There have been many words written about and many excuses given for City’s failings in Europe’s premier competition so far. Though the club undoubtedly now dines at Europe’s top table, they have been made to feel far from welcome to supper and many City fans perhaps justifiably bear the perception that European football’s governing body is on a crusade to prevent the club from ever rising above the level of continental also-rans. If it isn’t Financial Fair Play regulations seemingly aimed solely at keeping clubs like City in their place, it’s incidents like last season’s slap in the face whereby a small number of CSKA Moscow fans were allowed into a match which was supposed to have been played behind closed doors after the home supporters were found guilty of racially abusing Yaya Touré in the previous season’s fixture.
And that’s before we even get started on a seeding system which is so confusing it makes even the least paranoid of City’s fan-base wonder whether the whole competition isn’t just a massive fix. Of course, the seeding rules were adjusted this season in order to supposedly give greater advantage to clubs like City whose domestic league position last year was more favourable than their European co-efficient status. However, City fans could be forgiven for wondering what exactly had changed when Thursday evening’s draw for the 2015 group stage landed them in a group with last season’s finalists Juventus, last season’s Europa League winners Sevilla and Borussia Mönchengladbach – arguably a much more difficult task than that which has been presented to England’s other representatives in the competition this year.
City’s poor showing in the Champions League coupled with UEFA’s perceived lack of warmth towards the club has resulted in a great deal of disillusionment amongst the club’s faithful with poor attendances and a general lack of enthusiasm being hallmarks of the most recent campaigns. But though there is an element of truth behind City’s hard luck story, the elephant in the room is that in four seasons of Champions League football, City simply haven’t been anywhere near good enough and that has to change.
If there’s one characteristic which has defined City’s experiences in the competition so far it’s naivety. Whether that’s come in the form of Manuel Pellegrini picking Fernando as part of the two-man midfield which started against Barcelona in last season’s last 16 first leg, or the shocking concession of control in games his predecessor seemingly didn’t know how to avoid, it has been frustrating and inexcusable. Similarly, inexperience amongst City’s players was a fairly reasonable exoneration in the first Champions League season, but it didn’t really wash then and certainly doesn’t anymore.
City have been handed testing draws in every year they’ve featured in the Champions League, of that there is no doubt, but who honestly thought they’d become champions of Europe without having to overcome a few very good teams along the way? This year will again see them pitted against some excellent and illustrious opponents, but it is not unreasonable to suggest that, on paper at least, City are the best team in their group and their success or their failure will all depend on them.

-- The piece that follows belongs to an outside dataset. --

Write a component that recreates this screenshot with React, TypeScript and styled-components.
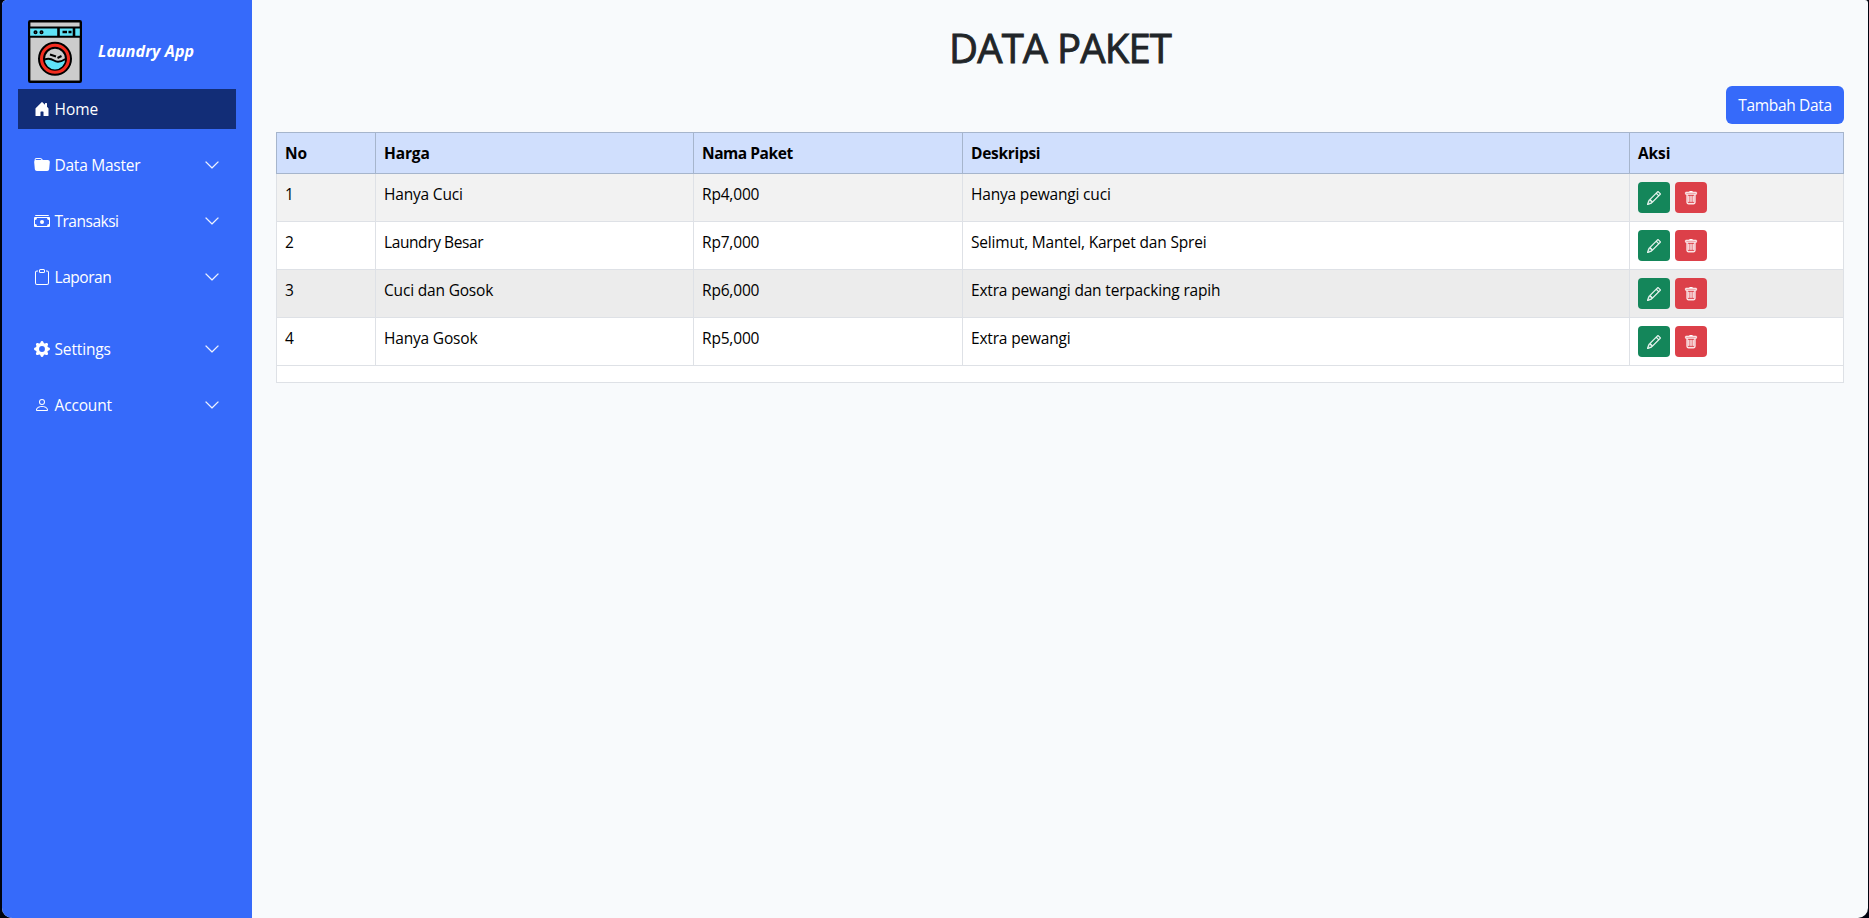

The Blues have significantly bolstered their ranks with some terrific signings this summer and the new default 4-3-3 formation which is already paying dividends in the Premier League will hopefully at least make them much harder to beat in the Champions League. Manager Manuel Pellegrini has most likely just bought himself one more pint in the last chance saloon and he may never again get the opportunity to prove his credentials as the cunning, top level tactician he was billed as when City appointed him.
If you expect little from City you’re rarely disappointed but even the most pessimistic of supporters must be more-than-hoping that 2015/2016 will be the year the club finally announces itself on European football’s biggest stage. Winning the competition may well still be a bridge too far this season, but a display of marked improvement will be enough to satisfy most of us for the time being.
City are more than capable of doing what they’ve never done before in the Champions League and winning their group this season, and if they do they should theoretically be presented with a more manageable challenge in the last 16. If they get past that stage they will not only have gone further than they’ve ever gone before but who knows? They could very well surprise us all and win the whole lot.
They may have gatecrashed UEFA’s dinner party in 2011, but four years have passed and it’s time for City to show the world they are now more than just the spectre at the feast. There can be no excuses anymore.